PC Data's Baker described the year-over-year retail sales drop the first two weeks of December as "20-plus percent."

Assessing the damage
"The bottom fell out so fast, no one really has figured out why this has happened," Baker said. "We're talking about eight weeks in which sales fell off."

Throughout the year, PC makers had relied on acceptable consumer PC sales to compensate for sluggishness in the commercial sector. One problem: Windows 2000 failed to boost corporate PC buying, even after Microsoft released the first collection of bug fixes, or Service Pack, in July.

See 2000 timeline "Windows 2000 failed to ignite sales as many had hoped," said Robertson Stephens analyst Eric Rothdeutsch, who now sees no sales pickup from Windows 2000 "until second half of next year."

As the economy began to slow in October and November and battered investors started to reel from heavy losses, consumer PC buying stalled suddenly, just in time to torpedo the important holiday-buying season.

"The whole thing turned on a dime," Kumar said. The Piper Jaffray analyst, who was harshly criticized for his predictions about the future of the PC industry, saw even his most apocalyptic projections eclipsed. Worse, slow consumer sales foreshadowed changes to come in corporate buying.

"More importantly, what's happening here is the weakness in retail is spilling over into the commercial market," he said. "Given the lack of take-up in Windows 2000, the slowdown is going to be fairly dramatic."

The sudden shift in PC sales forced market researchers to revise their forecasts for the fourth quarter and 2001. IDC shaved more than 10 points from its consumer PC shipment forecast--21.2 percent growth vs. 10.2 percent--or about 500,000 fewer units than projected.
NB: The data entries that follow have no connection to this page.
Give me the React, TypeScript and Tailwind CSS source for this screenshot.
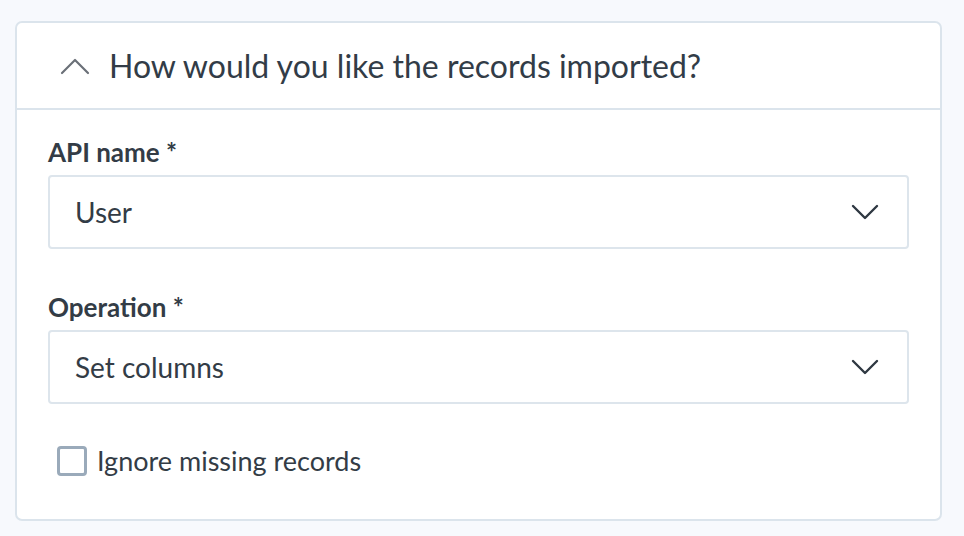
import React, { useState } from 'react';

const ChevronUp: React.FC = () => (
  <svg width="30" height="18" viewBox="0 0 30 18" fill="none">
    <path d="M2 16 L15 3 L28 16" stroke="#6b7078" strokeWidth="2.2" strokeLinecap="round" strokeLinejoin="round" />
  </svg>
);

const ChevronDown: React.FC = () => (
  <svg width="28" height="16" viewBox="0 0 28 16" fill="none">
    <path d="M2 2 L14 14 L26 2" stroke="#2f3842" strokeWidth="2.4" strokeLinecap="round" strokeLinejoin="round" />
  </svg>
);

const SelectField: React.FC<{ label: string; value: string }> = ({ label, value }) => (
  <div className="flex flex-col">
    <label className="text-[26px] font-bold text-[#333c46] leading-[32px] mb-[7px]">{label}</label>
    <div className="h-[74px] rounded-[4px] border-2 border-[#dde5ec] bg-white flex items-center justify-between pl-[25px] pr-[28px]">
      <span className="text-[28px] text-[#333c46]">{value}</span>
      <ChevronDown />
    </div>
  </div>
);

export default function App() {
  const [ignoreMissing, setIgnoreMissing] = useState(false);

  return (
    <div className="min-h-screen bg-[#f7f9fd] px-[15px] pt-[21px]" style={{ fontFamily: 'Lato, "Noto Sans", sans-serif' }}>
      <div className="w-[927px] h-[500px] rounded-[7px] border-2 border-[#dbe4ec] bg-white">
        <div className="h-[87px] border-b-2 border-[#dbe4ec] flex items-center pl-[43px] gap-[19px]">
          <ChevronUp />
          <h2 className="text-[32px] text-[#323c47]">How would you like the records imported?</h2>
        </div>

        <div className="px-[31px] pt-[26px] flex flex-col gap-[42px]">
          <SelectField label="API name *" value="User" />
          <SelectField label="Operation *" value="Set columns" />
        </div>

        <label className="flex items-center gap-[10px] pl-[40px] mt-[37px] cursor-pointer">
          <input
            type="checkbox"
            checked={ignoreMissing}
            onChange={(e) => setIgnoreMissing(e.target.checked)}
            className="appearance-none w-[30px] h-[30px] rounded-[4px] border-[3px] border-[#9aaaba] bg-white"
          />
          <span className="text-[27px] text-[#333c46]">Ignore missing records</span>
        </label>
      </div>
    </div>
  );
}
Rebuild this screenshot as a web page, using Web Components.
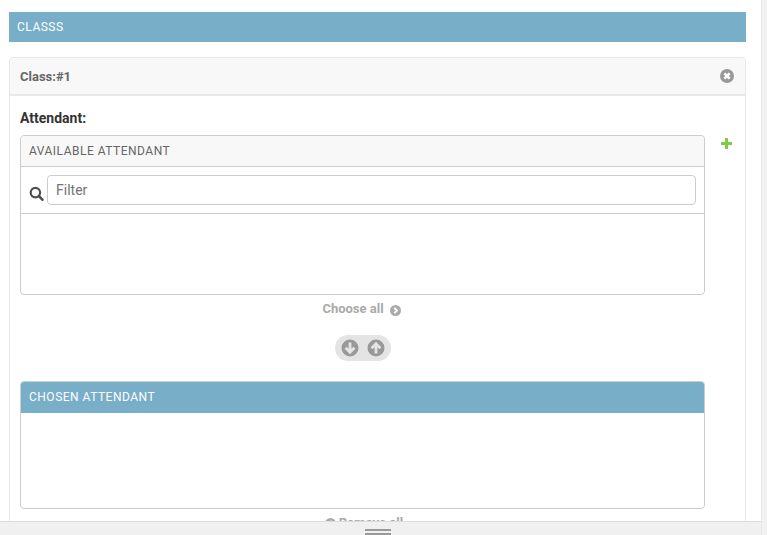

Overall, in part because of strong demand in the Asia-Pacific region and Japan, IDC lowered fourth-quarter worldwide PC growth only slightly, to 19.8 percent. But the market researcher shaved about three points off U.S. projections, lowering them to 15.8 percent. For 2001, IDC predicts worldwide PC growth of only 16.6 percent compared with its earlier-reduced forecast of 18.8 percent. Earlier in the year, the market researcher had predicted 20-plus percent growth.

Sorting through the mess may take some time. Apple has a whopping 11.5 weeks of stock stuck on dealers' shelves, while Compaq has 8.4 weeks and Toshiba 6.8 weeks of inventory, according to ARS. With 5.2 weeks of inventory, Hewlett-Packard is below the average 6.1 weeks, still above the more typical four-week average.

Rothdeutsch predicted a "bloody battle" over pricing in the first quarter, as companies look to clear out inventory. But Kumar was less optimistic, speculating there could "be two rough quarters" before inventory levels return to normal.

The future uncertain
Sorting through the aftermath may not be easy, particularly for Apple and other companies largely dependent on consumer or U.S. market sales.

"For many of these companies, the future is overseas," IDC's Kay said. But even there, he warned, many markets are growing increasingly saturated.

ARS analyst Matt Sargent sees that a dramatic shift has taken place in the United States, and PC makers must shift gears to for a market dominated by customers buying replacement PCs rather than first-time buyers.

"This is not a temporary shift," he said. "It's not just a one-quarter blip. This is a clear signal that has not only begun, but we're in the depths of it. This market will never be the fast-growing glowing child of the technology industry."

Baker said four things could help reignite PC sales in 2001: "a new, aggressive operating system launch, a much faster rollout of broadband, a component pricing shift, or a shift in how the Internet access device competes with PCs."

Apple and Microsoft both have new operating systems set to launch in 2001. Apple is expected to release Mac OS X in the first half, and Microsoft's Whistler--its successor to Windows Me and Windows 2000--is set to arrive later in the year.

But waiting around for a new operating system or other industrywide change is not enough.

"The free ride is over," Kay said. "Now it's time to truly innovate again."